WHAT IS NEEDED:
Print nothing but the lines from the start of the listing below through the line that contains "const [displayFor] = useState('App');". Do not include the pictures.

INFORMATION SHOWN:

■ ■ ■ ■ ■ ■ ■

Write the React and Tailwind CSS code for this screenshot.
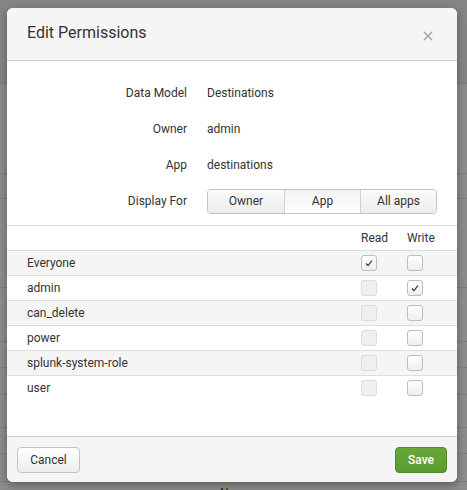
import React, { useState } from 'react';

const roles = [
  { name: 'Everyone', read: true, write: false, readOff: false },
  { name: 'admin', read: false, write: true, readOff: true },
  { name: 'can_delete', read: false, write: false, readOff: true },
  { name: 'power', read: false, write: false, readOff: true },
  { name: 'splunk-system-role', read: false, write: false, readOff: true },
  { name: 'user', read: false, write: false, readOff: true },
];

const Check = ({ checked, disabled }) => {
  if (disabled) {
    return <div className="w-[16px] h-[16px] rounded-[3px] border border-[#dcdcdc] bg-[#efefef]" />;
  }
  return (
    <div className="w-[16px] h-[16px] rounded-[3px] border border-[#bdbdbd] bg-gradient-to-b from-white to-[#eeeeee] flex items-center justify-center">
      {checked && (
        <svg width="10" height="10" viewBox="0 0 10 10">
          <polyline points="2,5.5 4,7.5 8,2.5" fill="none" stroke="#333" strokeWidth="1.2" />
        </svg>
      )}
    </div>
  );
};

const App = () => {
  const [displayFor] = useState('App');

  return (
    <div className="relative w-[467px] h-[490px] overflow-hidden bg-[#8c8c8c]" style={{ fontFamily: 'Roboto, "Liberation Sans", sans-serif' }}>
      {/* page behind the dialog */}
      <div className="absolute inset-0 flex flex-col">
        <div className="shrink-0 h-[84px] bg-[#858585] border-b border-[#7a7a7a]" />
        <div className="shrink-0 h-[90px] border-b border-[#7c7c7c]" />
        <div className="shrink-0 h-[25px] border-b border-[#7c7c7c]" />
        <div className="shrink-0 h-[89px] border-b border-[#7c7c7c]" />
        <div className="shrink-0 h-[54px] border-b border-dotted border-[#6f6f6f]" />
        <div className="shrink-0 h-[26px] border-b border-dotted border-[#6f6f6f]" />
        <div className="shrink-0 h-[27px] border-b border-[#7c7c7c]" />
        <div className="shrink-0 h-[33px] border-b border-[#7c7c7c]" />
        <div className="shrink-0 h-[26px] border-b border-dotted border-[#6f6f6f]" />
        <div className="shrink-0 h-[28px] border-b border-dotted border-[#6f6f6f]" />
        <div className="shrink-0 mt-[5px] pl-[220px] text-[12px] text-[#222] leading-none">Name</div>
      </div>

      {/* dialog */}
      <div className="absolute left-[7px] top-[8px] w-[450px] h-[474px] bg-white rounded-[6px] shadow-[0_3px_8px_rgba(0,0,0,0.35)] overflow-hidden flex flex-col text-[12px] text-[#333]">
        <div className="h-[53px] bg-[#f5f5f5] border-b border-[#cccccc] flex items-center justify-between pl-[20px] pr-[24px]">
          <h3 className="text-[16px] text-[#333] font-normal pb-[2px]">Edit Permissions</h3>
          <svg width="10" height="10" viewBox="0 0 10 10" className="mt-[4px]">
            <path d="M1 1 L9 9 M9 1 L1 9" stroke="#a0a0a0" strokeWidth="1.3" />
          </svg>
        </div>

        <div className="flex-1 flex flex-col">
          <div className="pt-[14px] pb-[6px]">
            {[
              ['Data Model', 'Destinations'],
              ['Owner', 'admin'],
              ['App', 'destinations'],
            ].map(([label, value]) => (
              <div key={label} className="h-[36px] flex items-center">
                <div className="w-[180px] text-right">{label}</div>
                <div className="pl-[20px]">{value}</div>
              </div>
            ))}
            <div className="h-[36px] flex items-center">
              <div className="w-[180px] text-right">Display For</div>
              <div className="ml-[20px] flex h-[25px] border border-[#c3c3c3] rounded-[4px] overflow-hidden">
                {['Owner', 'App', 'All apps'].map((opt, i) => (
                  <div
                    key={opt}
                    className={
                      'flex items-center justify-center ' +
                      (i === 0 ? 'w-[76px] ' : 'w-[76px] border-l border-[#d0d0d0] ') +
                      (opt === displayFor
                        ? 'bg-gradient-to-b from-[#f2f2f2] to-white'
                        : 'bg-gradient-to-b from-[#fbfbfb] to-[#ececec]')
                    }
                  >
                    {opt}
                  </div>
                ))}
              </div>
            </div>
          </div>

          <div className="border-t border-[#dddddd]">
            <div className="h-[24px] flex items-center">
              <div className="flex-1" />
              <div className="w-[46px]">Read</div>
              <div className="w-[50px]">Write</div>
            </div>
            {roles.map((r, i) => (
              <div
                key={r.name}
                className={'h-[25px] border-t border-[#dddddd] flex items-center ' + (i % 2 === 0 ? 'bg-[#f5f5f5]' : 'bg-white')}
              >
                <div className="flex-1 pl-[20px]">{r.name}</div>
                <div className="w-[46px]">
                  <Check checked={r.read} disabled={r.readOff} />
                </div>
                <div className="w-[50px]">
                  <Check checked={r.write} />
                </div>
              </div>
            ))}
          </div>
        </div>

        <div className="h-[46px] bg-[#f5f5f5] border-t border-[#cccccc] flex items-center justify-between px-[10px]">
          <button className="w-[63px] h-[26px] rounded-[4px] border border-[#c3c3c3] bg-gradient-to-b from-white to-[#eeeeee] text-[12px] text-[#333]">
            Cancel
          </button>
          <button className="w-[52px] h-[26px] rounded-[4px] border border-[#4f8a2a] bg-gradient-to-b from-[#68a83a] to-[#5a9a2f] text-[12px] font-medium text-white">
            Save
          </button>
        </div>
      </div>
    </div>
  );
};

export default App;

■ ■ ■ ■ ■ ■ ■

TASK RESPONSE:
Write the React and Tailwind CSS code for this screenshot.
import React, { useState } from 'react';

const roles = [
  { name: 'Everyone', read: true, write: false, readOff: false },
  { name: 'admin', read: false, write: true, readOff: true },
  { name: 'can_delete', read: false, write: false, readOff: true },
  { name: 'power', read: false, write: false, readOff: true },
  { name: 'splunk-system-role', read: false, write: false, readOff: true },
  { name: 'user', read: false, write: false, readOff: true },
];

const Check = ({ checked, disabled }) => {
  if (disabled) {
    return <div className="w-[16px] h-[16px] rounded-[3px] border border-[#dcdcdc] bg-[#efefef]" />;
  }
  return (
    <div className="w-[16px] h-[16px] rounded-[3px] border border-[#bdbdbd] bg-gradient-to-b from-white to-[#eeeeee] flex items-center justify-center">
      {checked && (
        <svg width="10" height="10" viewBox="0 0 10 10">
          <polyline points="2,5.5 4,7.5 8,2.5" fill="none" stroke="#333" strokeWidth="1.2" />
        </svg>
      )}
    </div>
  );
};

const App = () => {
  const [displayFor] = useState('App');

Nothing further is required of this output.